No case is made out for admission of this appeal.”
15. Mr. Chawla does not dispute that fact that the view taken by the Gujarat High Court was reversed only on 21.02.2019 by the Supreme Court via judgment rendered in Commissioner of Income-tax, Ahmedabad v. Gujarat Cypromet Ltd., (2019) 103 taxmann.com 346 (SC).
16. Thus, given the aforesaid, it cannot be said that the enhancement of disallowance under Section 43B of the Act carried out by the respondent/assessee was not voluntarily.
17. The decision of the Madras High Court on Gangotri Textiles Ltd. v. Deputy Commissioner of Income Tax, Corporate Circle 2, Coimbatore, (2020) 121 taxmann.com 171 (Madras), which was carried in appeal to the Supreme Court, on which Mr. Chawla has placed reliance, according to us, is distinguishable on facts.

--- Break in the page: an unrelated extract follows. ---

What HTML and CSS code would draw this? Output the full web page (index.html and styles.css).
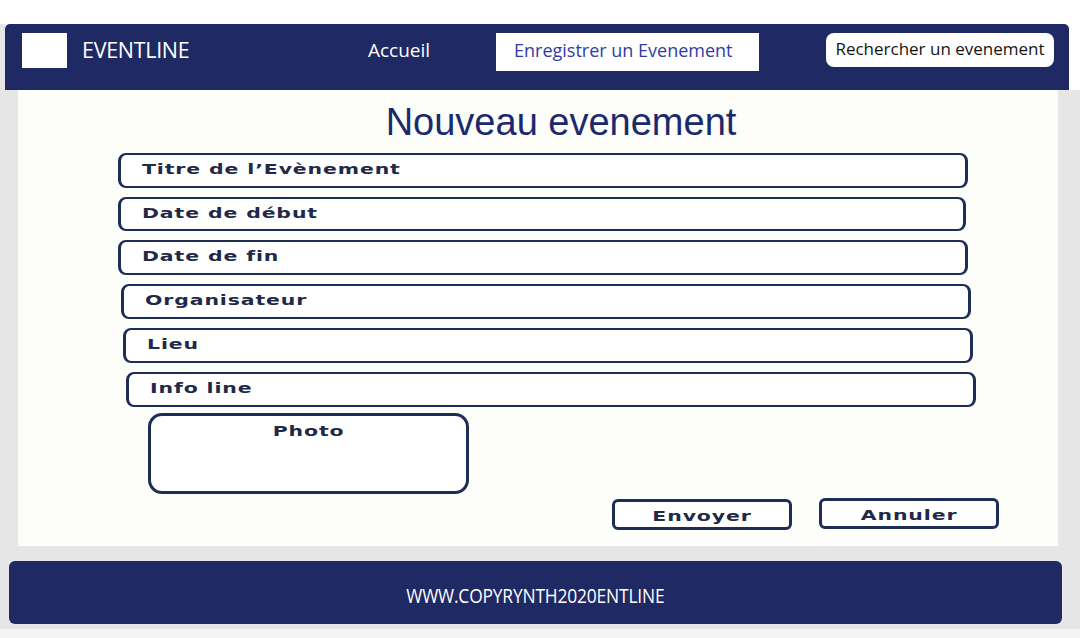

17.1 A perusal of Madras High Court judgment would show that it was a case where the assessee had concealed its income which accrued upon sale of subject windmills and land. The assessee, in fact, had filed a return showing capital gains as “nil”.
17.2 Furthermore, the court also noted that the assessee had never filed its revised return and, for the first time, admitted that such a sale had taken place, only when the matter was placed before the Tribunal.
18. Likewise, the decision rendered by the Supreme Court in MAK Data (F) Ltd. v. Commissioner of Income-tax-II, (2013) 38 taxmann.com 448 (SC) is also distinguishable, as the documents comprising share application forms, bank statements and memorandum of association companies etcetera. emerged upon a survey being conducted under Section 133A of the Act. 19.
19. In our view, the decisions in both Gangotri Textiles Ltd. rendered by the Madras High Court and in MAK Data (F) Ltd. by the Supreme Court were passed in settings which were different from one which arises in the present case.
20. Thus, for the forgoing reasons, we are not inclined to interdict the decision of the Tribunal. According to us, no substantial question of law arises for our consideration.
21. The appeal is, accordingly, closed.
22. Parties will act based on the digitally signed copy of the order.